Recently, I talked about the challenges around improving Combobulate, my package that adds structured editing and movement to Emacs, so navigation is intuitive and works the way a human expects. Briefly, instead of relying on elaborate guesswork that breaks easily, there is now a little mini-language that captures how to pluck the right node from the concrete syntax tree provided by tree-sitter, a library that makes it a snap to parse and access said tree of any language for which there is a supported grammar.

Intuitive navigation is hard because if you ask a human developer to navigate up, down, left or right in their code, they can do so effortlessly, as there’s little ambiguity around, say, what constitutes the next “line of code”. Good luck asking a computer to make the right choice when it’s got a baker’s dozen of wildly different nodes to contend with. Hence the mini-language.

But I’ve talked about that already. You should read that article first, if you haven’t. So today I’d like to talk about a related issue: when you ask Combobulate to do something – say, cloning the node at point, and in effect duplicating a piece of code – and Combobulate can’t decide which node is the right one, because there’s more than one legitimate node to clone at point.

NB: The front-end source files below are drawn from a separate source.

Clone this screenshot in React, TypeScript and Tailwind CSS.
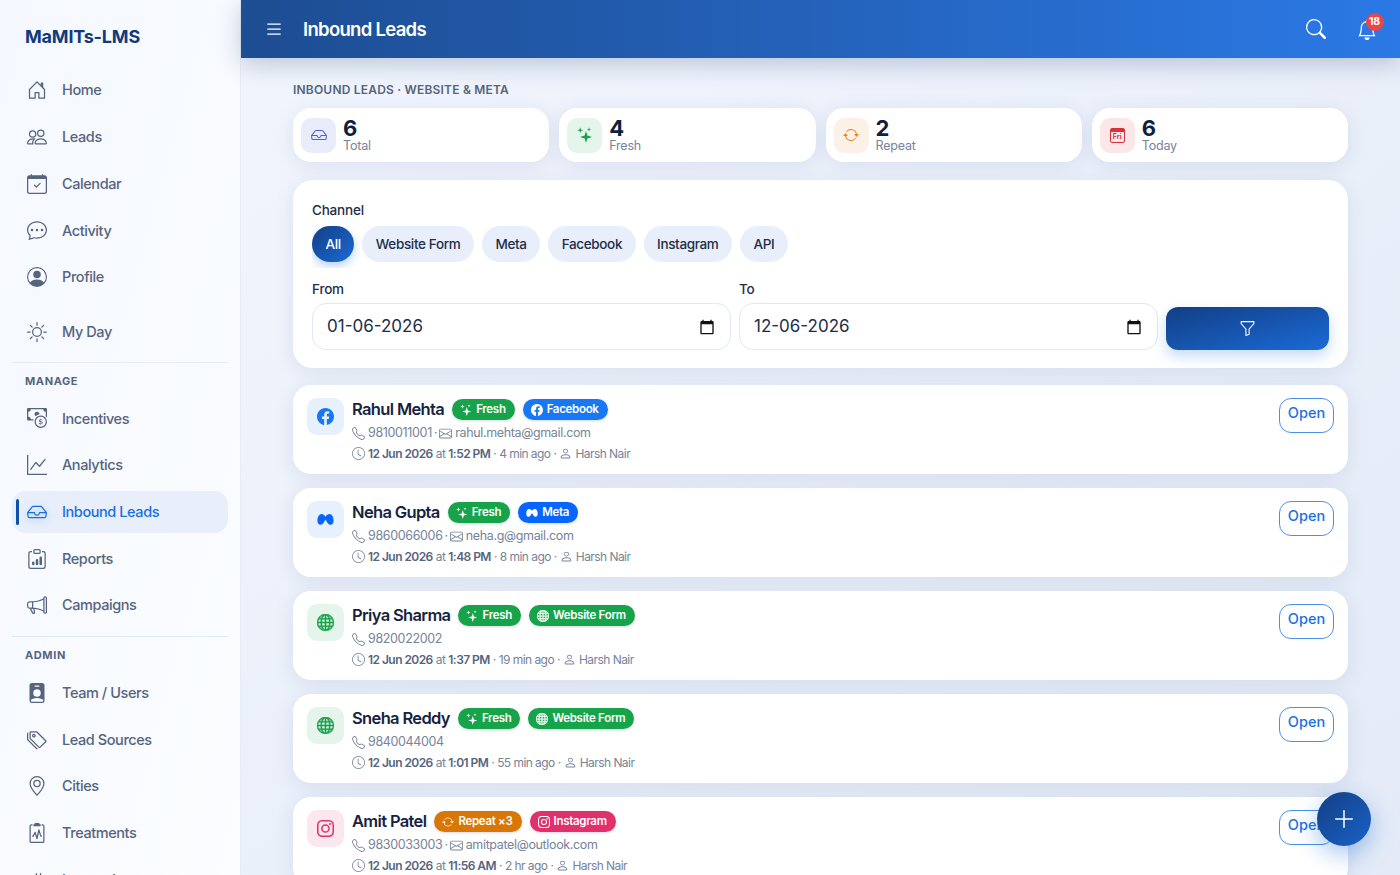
import React from 'react';
import {
  BsHouseDoor, BsPeople, BsCalendarCheck, BsChatDots, BsPersonCircle, BsSun, BsCashCoin, BsGraphUp,
  BsInbox, BsClipboardData, BsMegaphone, BsPersonBadgeFill, BsTags, BsGeoAlt, BsClipboard2Pulse,
  BsHash, BsFacebook, BsGlobe, BsInstagram, BsArrowRepeat, BsTelephone, BsEnvelope,
  BsClock, BsPerson, BsFunnel, BsBell, BsSearch, BsList, BsPlusLg,
} from 'react-icons/bs';

type NavItem = { label: string; icon: React.ReactNode; active?: boolean };

const mainNav: NavItem[] = [
  { label: 'Home', icon: <BsHouseDoor /> },
  { label: 'Leads', icon: <BsPeople /> },
  { label: 'Calendar', icon: <BsCalendarCheck /> },
  { label: 'Activity', icon: <BsChatDots /> },
  { label: 'Profile', icon: <BsPersonCircle /> },
];
const manageNav: NavItem[] = [
  { label: 'Incentives', icon: <BsCashCoin /> },
  { label: 'Analytics', icon: <BsGraphUp /> },
  { label: 'Inbound Leads', icon: <BsInbox />, active: true },
  { label: 'Reports', icon: <BsClipboardData /> },
  { label: 'Campaigns', icon: <BsMegaphone /> },
];
const adminNav: NavItem[] = [
  { label: 'Team / Users', icon: <BsPersonBadgeFill /> },
  { label: 'Lead Sources', icon: <BsTags /> },
  { label: 'Cities', icon: <BsGeoAlt /> },
  { label: 'Treatments', icon: <BsClipboard2Pulse /> },
  { label: 'Integrations', icon: <BsHash /> },
];

// four point sparkles, big one low and two small ones above
const SparkIcon: React.FC = () => (
  <svg viewBox="0 0 16 16" width="1em" height="1em" fill="currentColor">
    <path d="M9 4l1.400 4.600 4.600 1.400-4.600 1.400L9 16l-1.400-4.600L3 10l4.600-1.400z" />
    <path d="M3.200.2l.7 2.300 2.300.7-2.300.7-.7 2.300-.7-2.300-2.300-.7 2.300-.7z" />
    <path d="M12 .2l.5 1.700 1.700.5-1.700.5-.5 1.700-.5-1.700-1.700-.5 1.700-.5z" />
  </svg>
);

const MetaIcon: React.FC = () => (
  <svg viewBox="0 0 16 16" width="1em" height="1em" fill="currentColor">
    <path d="M4.200 2.800C2 2.800.4 5.600.4 8.900c0 2.500 1.100 4.100 2.900 4.100 1.900 0 3-1.800 4.700-5 1.700 3.200 2.800 5 4.700 5 1.800 0 2.900-1.600 2.900-4.100 0-3.300-1.600-6.100-3.800-6.100-1.500 0-2.800 1-3.800 2.500-1-1.500-2.300-2.500-3.800-2.500z" />
  </svg>
);

const NativeCalendar: React.FC = () => (
  <svg viewBox="0 0 24 24" width="16" height="16" fill="#111">
    <path d="M20 3h-1V1h-2v2H7V1H5v2H4c-1.100 0-2 .9-2 2v16c0 1.100.9 2 2 2h16c1.100 0 2-.9 2-2V5c0-1.100-.9-2-2-2zm0 18H4V8h16v13z" />
  </svg>
);

const NavRow: React.FC<{ item: NavItem }> = ({ item }) => (
  <div
    className={`relative flex h-[42.7px] shrink-0 items-center gap-[15px] rounded-[14px] px-[15px] text-[14.5px] font-medium tracking-[-0.42px] ${
      item.active ? 'bg-[#e8effb] text-[#1a6fe0]' : 'text-[#56647e]'
    }`}
  >
    {item.active && <span className="absolute left-[4px] top-[8px] h-[26px] w-[3px] rounded-full bg-[#0f4fa8]" />}
    <span className={`text-[20px] ${item.active ? 'text-[#1a6fe0] drop-shadow-[0_2px_4px_rgba(26,111,224,0.35)]' : 'text-[#56647e]'}`}>{item.icon}</span>
    {item.label}
  </div>
);

const Sidebar: React.FC = () => (
  <aside className="flex h-full w-[241px] shrink-0 flex-col overflow-hidden border-r border-[#e6ebf6] bg-gradient-to-br from-[#f5f8fe] to-[#fbfdff] px-[12px]">
    <div className="pl-[13px] pt-[25px] pb-[21px] text-[18px] leading-[23px] font-bold tracking-[-0.2px] text-[#123a78]">MaMITs-LMS</div>
    <div className="flex flex-col gap-[4px]">
      {mainNav.map((n) => (
        <NavRow key={n.label} item={n} />
      ))}
    </div>
    <div className="mt-[12px]">
      <NavRow item={{ label: 'My Day', icon: <BsSun /> }} />
    </div>
    <div className="mt-[9px] border-t border-[#e8ecf6]" />
    <div className="pl-[13px] pt-[11px] pb-[9px] text-[11px] leading-[14px] font-bold tracking-[0.6px] text-[#56647e]">MANAGE</div>
    <div className="flex flex-col gap-[4px]">
      {manageNav.map((n) => (
        <NavRow key={n.label} item={n} />
      ))}
    </div>
    <div className="mt-[9px] border-t border-[#e2e9f6]" />
    <div className="pl-[13px] pt-[11px] pb-[10px] text-[11px] leading-[14px] font-bold tracking-[0.6px] text-[#56647e]">ADMIN</div>
    <div className="flex flex-col gap-[4px]">
      {adminNav.map((n) => (
        <NavRow key={n.label} item={n} />
      ))}
    </div>
  </aside>
);

const cardShadow = 'shadow-[0_4px_20px_rgba(40,70,130,0.10)]';

const Stat: React.FC<{ value: string; label: string; box: string; icon: React.ReactNode }> = ({ value, label, box, icon }) => (
  <div className={`flex h-[54px] items-center gap-[7px] rounded-[18px] bg-white pl-[8px] ${cardShadow}`}>
    <div className={`flex h-[35px] w-[35px] items-center justify-center rounded-[10px] text-[16px] ${box}`}>{icon}</div>
    <div className="flex flex-col">
      <span className="text-[22px] leading-[21px] font-bold text-[#0f1f3d]">{value}</span>
      <span className="text-[12.5px] leading-[14px] tracking-[-0.2px] text-[#76839a]">{label}</span>
    </div>
  </div>
);

const pillBase = 'flex h-[36px] items-center rounded-full px-[13.5px] text-[13.5px] font-medium tracking-[-0.35px]';

const DateField: React.FC<{ label: string; value: string }> = ({ label, value }) => (
  <div className="flex flex-1 flex-col">
    <label className="mb-[4px] text-[13.5px] leading-[20px] font-medium tracking-[-0.2px] text-[#1e2d49]">{label}</label>
    <div className="flex h-[47px] items-center justify-between rounded-[14px] border border-[#e2e8f5] bg-white pl-[14px] pr-[15px] text-[17px] text-[#1e2d49]">
      {value}
      <NativeCalendar />
    </div>
  </div>
);

type Channel = 'facebook' | 'meta' | 'web' | 'instagram';

const channelInfo: Record<Channel, { label: string; icon: React.ReactNode; box: string; pill: string }> = {
  facebook: { label: 'Facebook', icon: <BsFacebook />, box: 'bg-[#e7f0fd] text-[#1877f2]', pill: 'bg-[#1877f2]' },
  meta: { label: 'Meta', icon: <MetaIcon />, box: 'bg-[#e7f0fd] text-[#0866ff]', pill: 'bg-[#0866ff]' },
  web: { label: 'Website Form', icon: <BsGlobe strokeWidth={0.5} />, box: 'bg-[#e6f5ec] text-[#16a34a]', pill: 'bg-[#16a34a]' },
  instagram: { label: 'Instagram', icon: <BsInstagram />, box: 'bg-[#fde7ef] text-[#e1306c]', pill: 'bg-[#e1306c]' },
};

type Lead = { name: string; phone: string; email?: string; date: string; time: string; ago: string; channel: Channel; repeat?: boolean };

const leads: Lead[] = [
  { name: 'Rahul Mehta', phone: '9810011001', email: 'rahul.mehta@gmail.com', date: '12 Jun 2026', time: '1:52 PM', ago: '4 min ago', channel: 'facebook' },
  { name: 'Neha Gupta', phone: '9860066006', email: 'neha.g@gmail.com', date: '12 Jun 2026', time: '1:48 PM', ago: '8 min ago', channel: 'meta' },
  { name: 'Priya Sharma', phone: '9820022002', date: '12 Jun 2026', time: '1:37 PM', ago: '19 min ago', channel: 'web' },
  { name: 'Sneha Reddy', phone: '9840044004', date: '12 Jun 2026', time: '1:01 PM', ago: '55 min ago', channel: 'web' },
  { name: 'Amit Patel', phone: '9830033003', email: 'amitpatel@outlook.com', date: '12 Jun 2026', time: '11:56 AM', ago: '2 hr ago', channel: 'instagram', repeat: true },
];

const Badge: React.FC<{ bg: string; icon: React.ReactNode; label: string }> = ({ bg, icon, label }) => (
  <span className={`flex h-[21px] items-center gap-[4px] rounded-full pl-[8px] pr-[9px] text-[11.5px] font-semibold tracking-[-0.3px] text-white shadow-[0_1px_3px_rgba(30,60,120,0.2)] ${bg}`}>
    <span className="text-[12px]">{icon}</span>
    {label}
  </span>
);

const LeadCard: React.FC<{ lead: Lead }> = ({ lead }) => {
  const ch = channelInfo[lead.channel];
  return (
    <div className={`flex h-[89px] shrink-0 items-start rounded-[18px] bg-white pl-[14px] pr-[14px] pt-[12.5px] ${cardShadow}`}>
      <div className={`flex h-[37px] w-[37px] shrink-0 items-center justify-center rounded-[10px] text-[17px] ${ch.box}`}>{ch.icon}</div>
      <div className="ml-[8px] flex flex-col">
        <div className="flex h-[24px] items-center gap-[8px]">
          <span className="text-[16.5px] font-semibold tracking-[-0.65px] text-[#16233f]">{lead.name}</span>
          {lead.repeat ? (
            <Badge bg="bg-[#d97706]" icon={<BsArrowRepeat />} label="Repeat ×3" />
          ) : (
            <Badge bg="bg-[#16a34a]" icon={<SparkIcon />} label="Fresh" />
          )}
          <Badge bg={ch.pill} icon={ch.icon} label={ch.label} />
        </div>
        <div className="mt-[2px] flex h-[20px] items-center text-[12.5px] tracking-[-0.35px] text-[#76839a]">
          <BsTelephone className="mr-[3px] text-[13px]" />
          {lead.phone}
          {lead.email && (
            <>
              <span className="mx-[2px]">·</span>
              <BsEnvelope className="mr-[3px] text-[13px]" />
              {lead.email}
            </>
          )}
        </div>
        <div className="flex h-[20px] items-center text-[12px] tracking-[-0.55px] text-[#76839a]">
          <BsClock className="mr-[3px] text-[13px]" />
          <b className="font-semibold text-[#56647e]">{lead.date}</b>
          <span className="mx-[3px]">at</span>
          <b className="font-semibold text-[#56647e]">{lead.time}</b>
          <span className="mx-[3px]">·</span>
          {lead.ago}
          <span className="mx-[3px]">·</span>
          <BsPerson className="mr-[3px] text-[13px]" />
          Harsh Nair
        </div>
      </div>
      <button className="ml-auto flex h-[35px] w-[55px] shrink-0 items-center justify-center rounded-[12px] border-[1.5px] border-[#4a90e8] pb-[4px] text-[14.5px] font-medium text-[#1a6fe0]">
        Open
      </button>
    </div>
  );
};

export default function App() {
  return (
    <div className="relative flex h-[875px] w-[1400px] overflow-hidden font-['Inter',sans-serif]">
      <Sidebar />
      <div className="flex min-w-0 flex-1 flex-col bg-gradient-to-br from-[#f1f5fd] to-[#e4ebf7]">
        <header className="relative z-10 flex h-[58px] shrink-0 items-center bg-gradient-to-r from-[#1d4d92] to-[#2b79e6] pl-[23px] pr-[23px] text-white shadow-[0_6px_24px_rgba(30,60,110,0.25)]">
          <BsList className="text-[20px]" />
          <span className="ml-[19px] mt-[2px] text-[18.5px] font-semibold tracking-[-0.7px]">Inbound Leads</span>
          <BsSearch className="ml-auto text-[20px]" />
          <div className="relative ml-[31px] mt-[1px]">
            <BsBell className="text-[20px]" />
            <span className="absolute -top-[6.5px] left-[8.5px] flex h-[18px] w-[18px] items-center justify-center rounded-full bg-[#ef4444] text-[10.5px] font-bold tracking-[-0.3px]">18</span>
          </div>
        </header>
        <main className="flex min-h-0 flex-1 flex-col overflow-hidden pl-[52px] pr-[52px] pt-[24px]">
          <div className="text-[12px] leading-[16px] font-semibold tracking-[0.2px] text-[#56647e]">INBOUND LEADS · WEBSITE &amp; META</div>
          <div className="mt-[10px] grid grid-cols-4 gap-[10px]">
            <Stat value="6" label="Total" box="bg-[#e9ecfb] text-[#4f5fe0]" icon={<BsInbox />} />
            <Stat value="4" label="Fresh" box="bg-[#e6f5ec] text-[#16a34a]" icon={<SparkIcon />} />
            <Stat value="2" label="Repeat" box="bg-[#fcf1e6] text-[#e58a1f]" icon={<BsArrowRepeat />} />
            <Stat
              value="6"
              label="Today"
              box="bg-[#fbe7e8] text-[#dc2f3c]"
              icon={
                <span className="flex h-[15px] w-[15px] flex-col rounded-[2px] border border-[#dc2f3c] text-center text-[7px] leading-[10px] font-bold">
                  <span className="h-[3px] bg-[#dc2f3c]" />
                  Fri
                </span>
              }
            />
          </div>
          <section className={`mt-[18px] shrink-0 rounded-[20px] bg-white px-[19px] pt-[21px] pb-[18px] ${cardShadow}`}>
            <div className="text-[13.5px] leading-[18px] font-medium tracking-[-0.2px] text-[#1e2d49]">Channel</div>
            <div className="mt-[7px] flex gap-[8px] overflow-hidden pb-[6px]">
              <span className={`${pillBase} bg-gradient-to-br from-[#123f85] to-[#1a6bd8] text-white shadow-[0_4px_10px_rgba(26,107,216,0.3)]`}>All</span>
              {['Website Form', 'Meta', 'Facebook', 'Instagram', 'API'].map((c) => (
                <span key={c} className={`${pillBase} bg-[#e8effb] text-[#1e2d49]`}>{c}</span>
              ))}
            </div>
            <div className="mt-[11px] flex items-end gap-[8px]">
              <DateField label="From" value="01-06-2026" />
              <DateField label="To" value="12-06-2026" />
              <button className="flex h-[43px] w-[163px] shrink-0 items-center justify-center rounded-[12px] bg-gradient-to-br from-[#123f85] to-[#1a6bd8] text-[17px] text-white shadow-[0_6px_14px_rgba(26,107,216,0.25)]">
                <BsFunnel />
              </button>
            </div>
          </section>
          <div className="mt-[17px] flex flex-col gap-[14px]">
            {leads.map((l) => (
              <LeadCard key={l.name} lead={l} />
            ))}
          </div>
        </main>
      </div>
      <button className="absolute bottom-[29px] right-[29px] z-20 flex h-[54px] w-[54px] items-center justify-center rounded-full bg-gradient-to-br from-[#123f85] to-[#1a62c8] text-[24px] text-white shadow-[0_8px_24px_rgba(26,107,216,0.4)]">
        <BsPlusLg />
      </button>
    </div>
  );
}
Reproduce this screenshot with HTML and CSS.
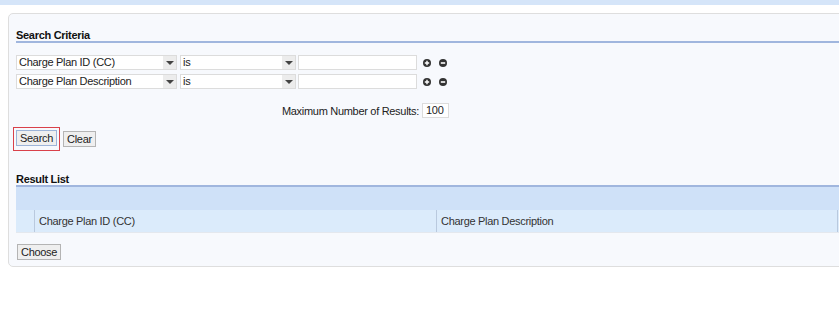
FILE: index.html
```html
<!DOCTYPE html>
<html>
<head>
<meta charset="utf-8">
<link rel="stylesheet" href="styles.css">
</head>
<body>
<div class="topbar"></div>
<div class="panel">
  <div class="heading">Search Criteria</div>
  <div class="criteria">
    <div class="row">
      <div class="sel sel-field"><span class="val">Charge Plan ID (CC)</span><span class="arrow"></span></div>
      <div class="sel sel-op"><span class="val">is</span><span class="arrow"></span></div>
      <div class="txt"></div>
      <span class="icon"><svg width="8" height="8" viewBox="0 0 8 8"><circle cx="4" cy="4" r="4" fill="#333"/><path d="M4 1.8v4.4M1.8 4h4.4" stroke="#fff" stroke-width="1.4"/></svg></span>
      <span class="icon"><svg width="8" height="8" viewBox="0 0 8 8"><circle cx="4" cy="4" r="4" fill="#333"/><path d="M1.8 4h4.4" stroke="#fff" stroke-width="1.6"/></svg></span>
    </div>
    <div class="row">
      <div class="sel sel-field"><span class="val">Charge Plan Description</span><span class="arrow"></span></div>
      <div class="sel sel-op"><span class="val">is</span><span class="arrow"></span></div>
      <div class="txt"></div>
      <span class="icon"><svg width="8" height="8" viewBox="0 0 8 8"><circle cx="4" cy="4" r="4" fill="#333"/><path d="M4 1.8v4.4M1.8 4h4.4" stroke="#fff" stroke-width="1.4"/></svg></span>
      <span class="icon"><svg width="8" height="8" viewBox="0 0 8 8"><circle cx="4" cy="4" r="4" fill="#333"/><path d="M1.8 4h4.4" stroke="#fff" stroke-width="1.6"/></svg></span>
    </div>
  </div>
  <div class="maxrow">
    <span class="label">Maximum Number of Results:</span>
    <div class="numbox">100</div>
  </div>
  <div class="buttons">
    <span class="focusring"><button class="btn btn-focus">Search</button></span>
    <button class="btn">Clear</button>
  </div>
  <div class="heading heading-result">Result List</div>
  <div class="grid">
    <div class="grid-top"></div>
    <div class="grid-head">
      <div class="cell cell-sel"></div>
      <div class="cell cell-id">Charge Plan ID (CC)</div>
      <div class="cell cell-desc">Charge Plan Description</div>
    </div>
  </div>
  <div class="footer">
    <button class="btn">Choose</button>
  </div>
</div>
</body>
</html>
```

FILE: styles.css
```css
html, body {
  margin: 0;
  padding: 0;
  background: #ffffff;
  font-family: "Liberation Sans", Arial, sans-serif;
  font-size: 11px;
  letter-spacing: -0.3px;
  color: #222;
  overflow: hidden;
}

.topbar {
  height: 5px;
  background: #d5e5f9;
}

.panel {
  margin: 8px -20px 0 8px;
  border: 1px solid #dedede;
  border-radius: 5px;
  background: #f7f9fd;
  padding: 0 0 6px 7px;
}

.heading {
  font-weight: bold;
  font-size: 11px;
  color: #111;
  padding: 16px 0 0 0;
  border-bottom: 2px solid #a0b6de;
  line-height: 11px;
}

.criteria {
  margin-top: 12px;
  display: flex;
  flex-direction: column;
  gap: 4px;
}

.row {
  display: flex;
  align-items: center;
  height: 15px;
}

.sel {
  display: flex;
  height: 15px;
  box-sizing: border-box;
  border: 1px solid #dcdcdc;
  background: #fff;
}

.sel .val {
  flex: 1;
  padding-left: 2px;
  line-height: 13px;
  color: #222;
}

.sel .arrow {
  width: 13px;
  background: #ececec;
  position: relative;
}

.sel .arrow::after {
  content: "";
  position: absolute;
  left: 3px;
  top: 5px;
  border-left: 4px solid transparent;
  border-right: 4px solid transparent;
  border-top: 4px solid #444;
}

.sel-field {
  width: 161px;
}

.sel-op {
  width: 116px;
  margin-left: 3px;
}

.txt {
  width: 119px;
  height: 15px;
  box-sizing: border-box;
  border: 1px solid #dcdcdc;
  background: #fff;
  margin-left: 2px;
}

.icon {
  display: inline-flex;
  margin-left: 6px;
}

.icon + .icon {
  margin-left: 8px;
}

.maxrow {
  margin-top: 14px;
  width: 433px;
  display: flex;
  justify-content: flex-end;
  align-items: center;
  gap: 3px;
}

.numbox {
  width: 27px;
  height: 15px;
  box-sizing: border-box;
  border: 1px solid #dcdcdc;
  background: #fff;
  line-height: 13px;
  padding-left: 3px;
}

.buttons {
  margin-top: 9px;
  display: flex;
  align-items: center;
  gap: 3px;
  margin-left: -3px;
}

.focusring {
  display: inline-flex;
  border: 1px solid #d9414a;
  padding: 2px 2px 4px 2px;
}

.btn {
  font-family: "Liberation Sans", Arial, sans-serif;
  font-size: 11px;
  letter-spacing: -0.3px;
  color: #222;
  background: #efefef;
  border: 1px solid #b4b4b4;
  padding: 0 3px;
  height: 16px;
  line-height: 14px;
  border-radius: 0;
}

.btn-focus {
  border-color: #9db4d8;
}

.heading-result {
  padding-top: 23px;
}

.grid-top {
  height: 23px;
  background: #cfe1f8;
}

.grid-head {
  display: flex;
  height: 22px;
  background: #dbebfb;
  border-bottom: 1px solid #e4e8ee;
}

.cell {
  line-height: 22px;
  color: #333;
  box-sizing: border-box;
}

.cell-sel {
  width: 19px;
  border-right: 1px solid #b9c9de;
}

.cell-id {
  width: 402px;
  padding-left: 4px;
  border-right: 1px solid #b9c9de;
}

.cell-desc {
  width: 401px;
  padding-left: 4px;
  border-right: 1px solid #b9c9de;
}

.footer {
  margin-top: 11px;
  margin-left: 1px;
}
```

The problem space is similar to intuitive navigation, but with a twist. When we navigate we have a limited number of sensible directions we can move (up, down, left, right) and the bindings to go with it – C-M-n to move to the next sibling, C-M-u to move up to a parent, etc. – and when we invoke them we’d expect Emacs to just, you know, go to the right place. You don’t really want annoying minibuffer prompts, banners, billboards, smoke signals, crop circles or much of anything else to petition you and impede your train of thought. You just want to scoot away and not have Emacs stop you to ask for directions.

Fair enough. Combobulate goes to a lot of trouble to try and pick the right thing for you in most cases, whether you’re editing or moving. Sometimes, though, you must ask the user to make a choice.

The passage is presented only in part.